Liza, Liza, Skies Are Grey is a 2017 American drama film written and directed by Terry Sanders and starring Mikey Madison in her film debut and Sean H. Scully. The film takes place in the summer of 1966, and focuses on a teenage couple taking a motorcycle trip along the coast of California.

==Plot==

In the summer of 1966, 15-year-old Liza and her boyfriend, Brett, embark on a four-day road trip along the coast of California. Brett is moving away at the end of summer to live in New York with his father, and the young couple wish to lose their virginities to each other before then. Liza's mother disapproves of Brett because of his fraught family situation and pushes her daughter to suitors. Spurred by the societal shifts of this time, like the draft for the Vietnam War, civil rights movements across America, and the burgeoning sexual revolution, as well as their families splitting them apart, they take this trip in search of personal freedom and to ignore their bleak futures.
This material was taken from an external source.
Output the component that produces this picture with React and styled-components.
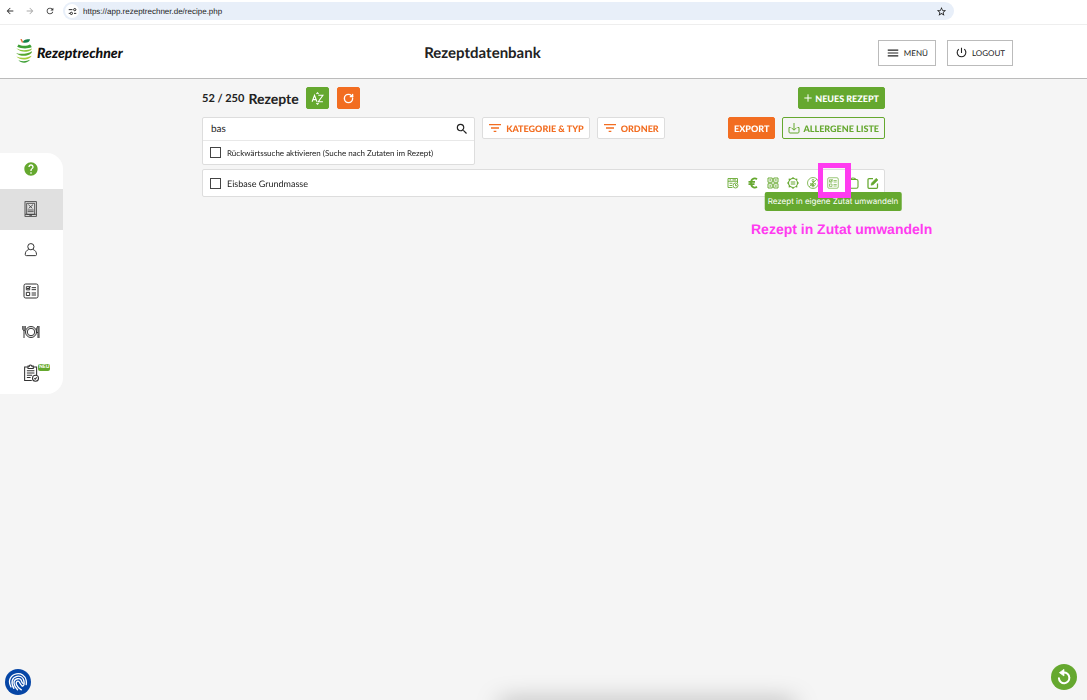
import React, { useState } from 'react';
import styled, { createGlobalStyle, css } from 'styled-components';
import { RotateCw } from 'lucide-react';
import {
    MdArrowBack,
    MdArrowForward,
    MdRefresh,
    MdStarBorder,
    MdSearch,
    MdFilterList,
    MdMenu,
    MdPowerSettingsNew,
    MdHelp,
} from 'react-icons/md';

const GREEN = '#65a82f';
const ORANGE = '#f26d21';
const PINK = '#ff3bf0';

const GlobalStyle = createGlobalStyle`
    * {
        box-sizing: border-box;
    }
    body {
        margin: 0;
        background: #f5f5f5;
        color: #222;
        font-family: Lato, "Liberation Sans", sans-serif;
        font-size: 9px;
        text-rendering: geometricPrecision;
    }
    button, input {
        font-family: inherit;
        text-rendering: inherit;
    }
    button {
        cursor: pointer;
    }
    svg {
        display: block;
        flex-shrink: 0;
    }
`;

const BrowserBar = styled.div`
    display: flex;
    align-items: center;
    height: 25px;
    padding: 0 0 2px;
    background: #fff;
    border-bottom: 1px solid #eee;
`;

const NavButton = styled.button`
    display: flex;
    justify-content: center;
    width: 20px;
    padding: 0;
    border: 0;
    background: none;
    color: ${(props) => (props.$dim ? '#aaa' : '#333')};
`;

const AddressBar = styled.div`
    display: flex;
    align-items: center;
    flex: 0 1 891px;
    height: 18px;
    margin-left: 3px;
    padding: 0 7px 0 2px;
    border-radius: 9px;
    background: #e8eff9;
`;

const SiteInfo = styled.span`
    display: flex;
    align-items: center;
    justify-content: center;
    width: 14px;
    height: 14px;
    border-radius: 50%;
    background: #fff;
`;

const AddressInput = styled.input`
    flex: 1;
    margin-left: 4px;
    padding: 0;
    border: 0;
    outline: 0;
    background: none;
    color: #222;
    font-family: "Liberation Sans", sans-serif;
    font-size: 8px;
`;

const Header = styled.header`
    display: grid;
    grid-template-columns: 41% 1fr auto;
    align-items: center;
    height: 54px;
    padding: 2px 74px 0 15px;
    background: #fff;
    border-bottom: 1px solid #bbb;
`;

const Logo = styled.a`
    display: flex;
    align-items: center;
    gap: 4px;
    color: #111;
    font-size: 14px;
    font-weight: 900;
    font-style: italic;
    text-decoration: none;
`;

const PageTitle = styled.h1`
    margin: 0;
    font-size: 15px;
    font-weight: 700;
`;

const HeaderActions = styled.div`
    display: flex;
    gap: 11px;
`;

const HeaderButton = styled.button`
    display: flex;
    align-items: center;
    gap: 4px;
    height: 26px;
    padding: 0 7px;
    border: 1px solid #bbb;
    background: #fff;
    color: #222;
    font-size: 8px;
`;

const Body = styled.div`
    display: grid;
    grid-template-columns: 63px 1fr 63px;
    align-items: start;
`;

const Sidebar = styled.nav`
    display: flex;
    flex-direction: column;
    margin-top: 74px;
    overflow: hidden;
    border-radius: 0 16px 16px 0;
    background: #fff;
`;

const SidebarLink = styled.a`
    position: relative;
    display: flex;
    align-items: center;
    justify-content: center;
    height: ${(props) => (props.$short ? '36px' : '41px')};
    padding: ${(props) => (props.$short ? '0 2px 4px 0' : '0 1px 2px 0')};
    background: ${(props) => (props.$active ? '#e0e0e0' : 'none')};
    color: ${(props) => (props.$green ? GREEN : '#333')};
`;

const NewBadge = styled.span`
    position: absolute;
    top: 11px;
    left: 38px;
    padding: 0 1px;
    border-radius: 2px;
    background: ${GREEN};
    color: #fff;
    font-size: 5px;
    font-weight: 900;
    line-height: 7px;
`;

const Content = styled.main`
    width: 100%;
    max-width: 683px;
    margin: 0 auto;
    padding-top: 8px;
`;

const Toolbar = styled.div`
    display: flex;
    align-items: center;
    height: 22px;
`;

const Count = styled.span`
    font-size: 11px;
    font-weight: 700;
`;

const ToolbarTitle = styled.h2`
    margin: 0 7px 0 4px;
    font-size: 14px;
    font-weight: 700;
`;

const Button = styled.button`
    display: flex;
    align-items: center;
    justify-content: center;
    gap: 3px;
    height: 22px;
    padding: 0 5px;
    border: 1px solid ${GREEN};
    border-radius: 2px;
    background: ${GREEN};
    color: #fff;
    font-size: 9px;
    font-weight: 900;
    white-space: nowrap;

    ${(props) => props.$orange && css`
        border-color: ${ORANGE};
        background: ${ORANGE};
    `}
    ${(props) => props.$outline && css`
        background: none;
        color: ${GREEN};
    `}
    ${(props) => props.$filter && css`
        padding-left: 4px;
        border-color: #ddd;
        background: #fff;
        color: ${ORANGE};
    `}
    ${(props) => props.$square && css`
        width: 23px;
        padding: 0;
    `}
`;

const ToolbarGroup = styled.div`
    display: flex;
    gap: 8px;
`;

const PushRight = styled.div`
    display: flex;
    gap: 7px;
    margin-left: auto;
`;

const FilterRow = styled.div`
    display: flex;
    align-items: flex-start;
    gap: 7px;
    margin-top: 8px;
`;

const SearchBox = styled.div`
    width: 40%;
    border: 1px solid #ddd;
    border-radius: 2px;
    background: #fff;
`;

const SearchLine = styled.div`
    display: flex;
    align-items: center;
    height: 23px;
    padding: 0 5px 0 8px;
    border-bottom: 1px solid #e8e8e8;
`;

const SearchInput = styled.input`
    flex: 1;
    min-width: 0;
    padding: 0;
    border: 0;
    outline: 0;
    color: #222;
    font-size: 10px;
`;

const SearchButton = styled.button`
    padding: 0;
    border: 0;
    background: none;
    color: #222;
`;

const CheckLabel = styled.label`
    display: flex;
    align-items: center;
    gap: 6px;
    padding-left: 7px;
    font-size: ${(props) => (props.$small ? '8px' : '9px')};
    height: ${(props) => (props.$small ? '23px' : '26px')};
`;

const Checkbox = styled.input`
    appearance: none;
    width: 11px;
    height: 11px;
    margin: 0;
    border: 1px solid #444;
    background: #fff;

    &:checked {
        background: ${GREEN};
    }
`;

const RecipeRow = styled.div`
    display: flex;
    align-items: center;
    justify-content: space-between;
    margin-top: 4px;
    padding-right: 5px;
    border: 1px solid #ddd;
    border-radius: 2px;
    background: #fff;
`;

const RecipeActions = styled.div`
    display: flex;
    gap: 8px;
`;

const IconButton = styled.button`
    position: relative;
    width: 12px;
    height: 12px;
    padding: 0;
    border: 0;
    background: none;
    color: ${GREEN};
`;

const Tooltip = styled.span`
    position: absolute;
    top: 15px;
    left: 50%;
    z-index: 1;
    padding: 0 3px;
    border-radius: 2px;
    background: ${GREEN};
    color: #fff;
    font-family: Inter, "Liberation Sans", sans-serif;
    font-size: 8px;
    line-height: 19px;
    white-space: nowrap;
    transform: translateX(-50%);
`;

const Highlight = styled.span`
    position: absolute;
    top: -14px;
    left: -9px;
    z-index: 2;
    width: 33px;
    height: 35px;
    border: 6px solid ${PINK};
    border-width: 5px 6px 6px 5px;
`;

const Note = styled.span`
    position: absolute;
    top: 43px;
    left: -76px;
    color: ${PINK};
    font-family: "Liberation Sans", sans-serif;
    font-size: 14px;
    font-weight: 700;
    line-height: 18px;
    white-space: nowrap;
`;

const RoundButton = styled.button`
    position: fixed;
    bottom: ${(props) => (props.$left ? '5px' : '10px')};
    ${(props) => (props.$left ? 'left: 5px;' : 'right: 10px;')}
    display: flex;
    align-items: center;
    justify-content: center;
    width: 26px;
    height: 26px;
    padding: 0;
    border: 0;
    border-radius: 50%;
    background: ${(props) => (props.$left ? '#0646a6' : GREEN)};
    color: #fff;
`;

const DockShadow = styled.div`
    position: fixed;
    bottom: -14px;
    left: 46%;
    right: 27%;
    height: 12px;
    box-shadow: 0 0 24px rgba(0, 0, 0, 0.35);
`;

const Svg = ({ size = 12, box = 24, width = 1.5, children }) => (
    <svg
        width={size}
        height={size}
        viewBox={`0 0 ${box} ${box}`}
        fill="none"
        stroke="currentColor"
        strokeWidth={width}
        aria-hidden="true"
    >
        {children}
    </svg>
);

const LogoMark = () => (
    <svg width="18" height="28" viewBox="0 0 18 28" fill="none" aria-hidden="true">
        <path d="M8 3.600C7.600 1.600 10 0 15 .2 14.800 2.900 12 4.400 8 3.600Z" fill="#16804a" />
        <path d="M6 0 7.600 3.500" stroke="#e0703c" strokeWidth="1.400" />
        <path d="M3.500 5.500c3 1.600 8.500 1.800 11.500 0 1 .8 1.500 1.800 1.600 2.800-4 1.600-10.500 1.500-14.400-.5Z" fill="#3d9f35" />
        <path d="M1.200 9.300c5 2.600 11 2.200 15.800.2-.8 3.600-10.500 5.200-15.800-.2Z" fill="#8cc63a" />
        <path d="M1 14c5 1.600 11 1 16-1.800.2 4.300-10.500 6.900-16 1.800Z" fill="#55a62f" />
        <path d="M1.400 17.500c5 2 10.600 1.400 15.200-.8-1.400 4.300-11.600 5.300-15.200.8Z" fill="#a5cd39" />
        <path d="M3.400 21.200c4 1.400 8 1.200 11.600-.4-2 3.600-9 3.800-11.600.4Z" fill="#3d9f35" />
    </svg>
);

const TuneIcon = () => (
    <Svg size={9} width={2.6}>
        <path d="M2 7h10M16 17h6M2 17h3" />
        <circle cx="18" cy="7" r="3" />
        <circle cx="9" cy="17" r="3" />
    </Svg>
);

const RecipeIcon = () => (
    <Svg size={16} width={1.2}>
        <rect x="3" y="1" width="17" height="22" />
        <path d="M5.500 3.500h12V20h-12zM3 20h17M8 5.500l6 5.500M15 5.500 8.500 11M7 13.500h9M7 16h9" />
        <path d="M9.500 21.500h4" />
    </Svg>
);

const PersonIcon = () => (
    <Svg size={15} width={1.6}>
        <circle cx="11" cy="7.500" r="5" />
        <path d="M7.500 12C4 13.200 2 16 2 20c0 1.200.600 1.800 1.800 1.800h14.400c1.200 0 1.800-.600 1.800-1.800 0-4-2-6.800-5.500-8" />
    </Svg>
);

const IngredientIcon = ({ size = 12, width = 1.5 }) => (
    <Svg size={size} width={width}>
        <rect x="1.500" y="1.500" width="21" height="21" rx="2.500" />
        <path d="M5 5.500h5v4.800H5zM6 7.500l1.600 1.500L11.500 4.500M5 14h5v4.800H5zM13 7h6.500M13 10h6.500M13 15h6.500M13 18h6.500" />
    </Svg>
);

const PlateIcon = () => (
    <svg width="18" height="14" viewBox="0 0 36 28" fill="none" stroke="currentColor" strokeWidth="2" aria-hidden="true">
        <circle cx="18" cy="14" r="11" />
        <circle cx="18" cy="14" r="7.500" />
        <path d="M1.500 2v6c0 2 1 3 2.500 3s2.500-1 2.500-3V2M4 2v24M32 26V2c-2 2-3 5-3 9v4h3M34 2v24" />
    </svg>
);

const ClipboardIcon = () => (
    <Svg size={18} width={1.4}>
        <path d="M8 4H3.500v18H13M15 4h4.500v11M8 2.800h2c0-2 3-2 3 0h2V6H8zM6.500 9h10M6.500 12h10M6.500 15h7M6.500 18h5" />
        <circle cx="18" cy="19" r="4" />
        <path d="m16.300 19 1.200 1.200 2.200-2.400" />
    </Svg>
);

const CostIcon = () => (
    <Svg width={1.800}>
        <path d="M11 21H2V3h19v9M2 8.500h19M5 12.500h6M5 17h5M5 5.800h3M11 5.800h7" />
        <circle cx="17" cy="17" r="5" />
        <path d="M17 14v3.500h3" />
    </Svg>
);

const EuroIcon = () => (
    <Svg width={3.400}>
        <path d="M20 4.500C17.500 2.500 8 .5 8 12s9.500 9.500 12 7.500M3 9.800h13M3 14.400h12" />
    </Svg>
);

const QrIcon = () => (
    <Svg width={1.900}>
        <path d="M2 2h8.500v8.500H2zM13.500 2H22v8.500h-8.500zM2 13.500h8.500V22H2zM13.500 13.500H22V22h-8.500z" />
        <path d="M5 6.200h2.600M16.500 6.200h2.600M5 17.800h2.600M16.500 17.800h2.600" strokeWidth="3" />
    </Svg>
);

const BadgeIcon = () => (
    <Svg width={2.200}>
        <circle cx="12" cy="12" r="9" />
        <path d="M12 0v3M12 21v3M0 12h3M21 12h3M3.500 3.500l2.400 2.400M18.100 18.100l2.400 2.400M3.500 20.500l2.400-2.400M18.100 5.900l2.400-2.400M7.500 10h9M7.500 14h9" />
    </Svg>
);

const AllergenIcon = () => (
    <Svg width={1.500}>
        <circle cx="12" cy="12" r="11" />
        <path d="M4.500 19.500 19.500 4.500M12 21V8M12 18c-4 0-5-2-5-5 4 0 5 2 5 5ZM12 18c4 0 5-2 5-5-4 0-5 2-5 5ZM12 10c-2.500-2-2.500-4 0-6 2.500 2 2.500 4 0 6Z" />
    </Svg>
);

const BagIcon = () => (
    <Svg width={2.200}>
        <rect x="2" y="5" width="20" height="17.500" rx="3" />
        <path d="M7 5c0-4 10-4 10 0" />
    </Svg>
);

const EditIcon = () => (
    <Svg width={2.500}>
        <path d="M12 3H4c-1.500 0-2 .5-2 2v15.500c0 1.500.5 2 2 2h15c1.500 0 2-.5 2-2V13" />
        <path d="m9 12 9.500-9.500 3.500 3.500L12.500 15.500 8 16.500z" fill="currentColor" strokeWidth="1" />
    </Svg>
);

const DownloadIcon = () => (
    <Svg size={12} width={2}>
        <path d="M5 11H2v9c0 1.200.8 2 2 2h16c1.200 0 2-.8 2-2v-9h-3M12 2v14M7 11.500l5 5 5-5" />
    </Svg>
);

const SortIcon = () => (
    <Svg size={13} width={2}>
        <path d="m2 18 4.500-12L11 18M3.500 14h6M13.500 6H22l-8.500 12H22M10 3.500l2-2 2 2M10 20.500l2 2 2-2" />
    </Svg>
);

const PrintIcon = () => (
    <Svg size={20} width={1.600}>
        <g strokeLinecap="round" transform="rotate(-12 12 12)">
            <path d="M2.500 16C0 8 5 2 12 2c6 0 10 4.500 10 10 0 2-.4 3.500-1 5" />
            <path d="M5.500 18.500C3 11 6 5 12 5c4.500 0 7.200 3.200 7.200 7 0 4.500-1.500 6.500-3.200 6" />
            <path d="M9.500 21C5.500 15 6 8 12 8c3 0 4.500 2 4.500 4.500 0 1 .4 2 1.200 2.500" />
            <path d="M14 22c-5-4-6-11-2-11 2.500 0 1 4 4 6.500" />
        </g>
    </Svg>
);

const UndoIcon = () => (
    <Svg size={16} width={3}>
        <path d="M10 5.500c6-1 10 3 10 7.500a7.800 7.800 0 0 1-15.600 1" strokeLinecap="round" />
        <path d="M12 .5v10L5 5.500z" fill="currentColor" strokeWidth="1" />
    </Svg>
);

const sidebarItems = [
    { label: 'Hilfe', icon: <MdHelp size={16} />, short: true, green: true },
    { label: 'Rezepte', icon: <RecipeIcon />, active: true },
    { label: 'Profil', icon: <PersonIcon /> },
    { label: 'Zutaten', icon: <IngredientIcon size={16} /> },
    { label: 'Speiseplan', icon: <PlateIcon /> },
    { label: 'Aufgaben', icon: <ClipboardIcon />, badge: 'NEU' },
];

const recipeActions = [
    { label: 'Kalkulation', icon: <CostIcon /> },
    { label: 'Preis', icon: <EuroIcon /> },
    { label: 'QR-Code', icon: <QrIcon /> },
    { label: 'Etikett', icon: <BadgeIcon /> },
    { label: 'Allergene', icon: <AllergenIcon /> },
    { label: 'Rezept in eigene Zutat umwandeln', icon: <IngredientIcon width={1.300} />, hint: true },
    { label: 'Kopieren', icon: <BagIcon /> },
    { label: 'Bearbeiten', icon: <EditIcon /> },
];

function App() {
    const [search, setSearch] = useState('bas');
    const [url, setUrl] = useState('https://app.rezeptrechner.de/recipe.php');

    return (
        <>
            <GlobalStyle />
            <BrowserBar>
                <NavButton type="button" aria-label="Zurück"><MdArrowBack size={10} /></NavButton>
                <NavButton type="button" aria-label="Vor" $dim><MdArrowForward size={10} /></NavButton>
                <NavButton type="button" aria-label="Neu laden"><MdRefresh size={10} /></NavButton>
                <AddressBar>
                    <SiteInfo><TuneIcon /></SiteInfo>
                    <AddressInput aria-label="Adresse" value={url} onChange={(e) => setUrl(e.target.value)} />
                    <MdStarBorder size={11} />
                </AddressBar>
            </BrowserBar>

            <Header>
                <Logo href="#"><LogoMark />Rezeptrechner</Logo>
                <PageTitle>Rezeptdatenbank</PageTitle>
                <HeaderActions>
                    <HeaderButton type="button"><MdMenu size={14} />MENÜ</HeaderButton>
                    <HeaderButton type="button"><MdPowerSettingsNew size={13} />LOGOUT</HeaderButton>
                </HeaderActions>
            </Header>

            <Body>
                <Sidebar>
                    {sidebarItems.map((item) => (
                        <SidebarLink
                            key={item.label}
                            href="#"
                            aria-label={item.label}
                            $short={item.short}
                            $active={item.active}
                            $green={item.green}
                        >
                            {item.icon}
                            {item.badge && <NewBadge>{item.badge}</NewBadge>}
                        </SidebarLink>
                    ))}
                </Sidebar>

                <Content>
                    <Toolbar>
                        <Count>52 / 250</Count>
                        <ToolbarTitle>Rezepte</ToolbarTitle>
                        <ToolbarGroup>
                            <Button type="button" $square aria-label="Sortieren"><SortIcon /></Button>
                            <Button type="button" $square $orange aria-label="Zurücksetzen">
                                <RotateCw size={11} strokeWidth={3} />
                            </Button>
                        </ToolbarGroup>
                        <PushRight>
                            <Button type="button">
                                <Svg size={8} width={3}><path d="M12 1v22M1 12h22" /></Svg>
                                NEUES REZEPT
                            </Button>
                        </PushRight>
                    </Toolbar>

                    <FilterRow>
                        <SearchBox>
                            <SearchLine>
                                <SearchInput
                                    aria-label="Suche"
                                    value={search}
                                    onChange={(e) => setSearch(e.target.value)}
                                    autoFocus
                                />
                                <SearchButton type="button" aria-label="Suchen"><MdSearch size={14} /></SearchButton>
                            </SearchLine>
                            <CheckLabel $small>
                                <Checkbox type="checkbox" />
                                Rückwärtssuche aktivieren (Suche nach Zutaten im Rezept)
                            </CheckLabel>
                        </SearchBox>
                        <Button type="button" $filter><MdFilterList size={16} />KATEGORIE &amp; TYP</Button>
                        <Button type="button" $filter><MdFilterList size={16} />ORDNER</Button>
                        <PushRight>
                            <Button type="button" $orange>EXPORT</Button>
                            <Button type="button" $outline><DownloadIcon />ALLERGENE LISTE</Button>
                        </PushRight>
                    </FilterRow>

                    <RecipeRow>
                        <CheckLabel>
                            <Checkbox type="checkbox" />
                            Eisbase Grundmasse
                        </CheckLabel>
                        <RecipeActions>
                            {recipeActions.map((action) => (
                                <IconButton key={action.label} type="button" aria-label={action.label}>
                                    {action.icon}
                                    {action.hint && (
                                        <>
                                            <Tooltip>{action.label}</Tooltip>
                                            <Highlight />
                                            <Note>Rezept in Zutat umwandeln</Note>
                                        </>
                                    )}
                                </IconButton>
                            ))}
                        </RecipeActions>
                    </RecipeRow>
                </Content>
            </Body>

            <RoundButton type="button" $left aria-label="Datenschutz"><PrintIcon /></RoundButton>
            <RoundButton type="button" aria-label="Rückgängig"><UndoIcon /></RoundButton>
            <DockShadow />
        </>
    );
}

export default App;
As they travel, they encounter various characters and situations that challenge their perceptions of love, independence, and responsibility, wrangling with the complexities of growing up. The movie ends with Liza and Brett having accomplished their goal, but still split apart as her mother berates her and takes her back to reality.

==Cast==
- Mikey Madison as Liza
- Sean H. Scully as Brett
- Kristin Minter as Mother
- Kwame Boateng as Paul
- John-Paul Lavoisier as Harold
- Valarie Rae Miller as Teresa
- Marina Michelson as Pearl Rubenstein
- Sonya Eddy
- Robert John Brewer as Motel Manager
- Madison Iseman as Nancy
- Sergio Macian as Father

==Release==
The film was released on August 18, 2017.

== Reception ==
The film has a 33% rating on Rotten Tomatoes based on 10 reviews. Alan Ng of Film Threat rated the film a 3 out of 5.

Sheri Linden of The Hollywood Reporter gave the film a negative review, calling it "a meandering journey, too tepid to stir up the feelings of yearning and rebellion that it aims to evoke."

Kimber Myers of the Los Angeles Times also gave the film a negative review and wrote, "With a résumé primarily populated by documentary films, two-time Oscar winner Sanders might be forgiven for issues with script and actors, but even the basics of filmmaking, such as editing and camerawork fall short."

Ben Kenigsberg of The New York Times also gave the film a negative review and wrote, "the question of whether the couple will consummate their relationship isn't a sufficient source of tension."

Positive reviews praised the intimate atmosphere and debut performance from star Mikey Madison. Barbara Shulgasser of Common Sense Media wrote "There's an overwhelming sweetness and tenderness here that will appeal as much to teens experiencing the usual growing pains as to adults for whom coming-of-age is a distant memory."

Serena Donadoni of The Village Voice wrote "Smitten with his characters, Sanders takes the elements of teen exploitation films and fashions a simple, placid return to innocence."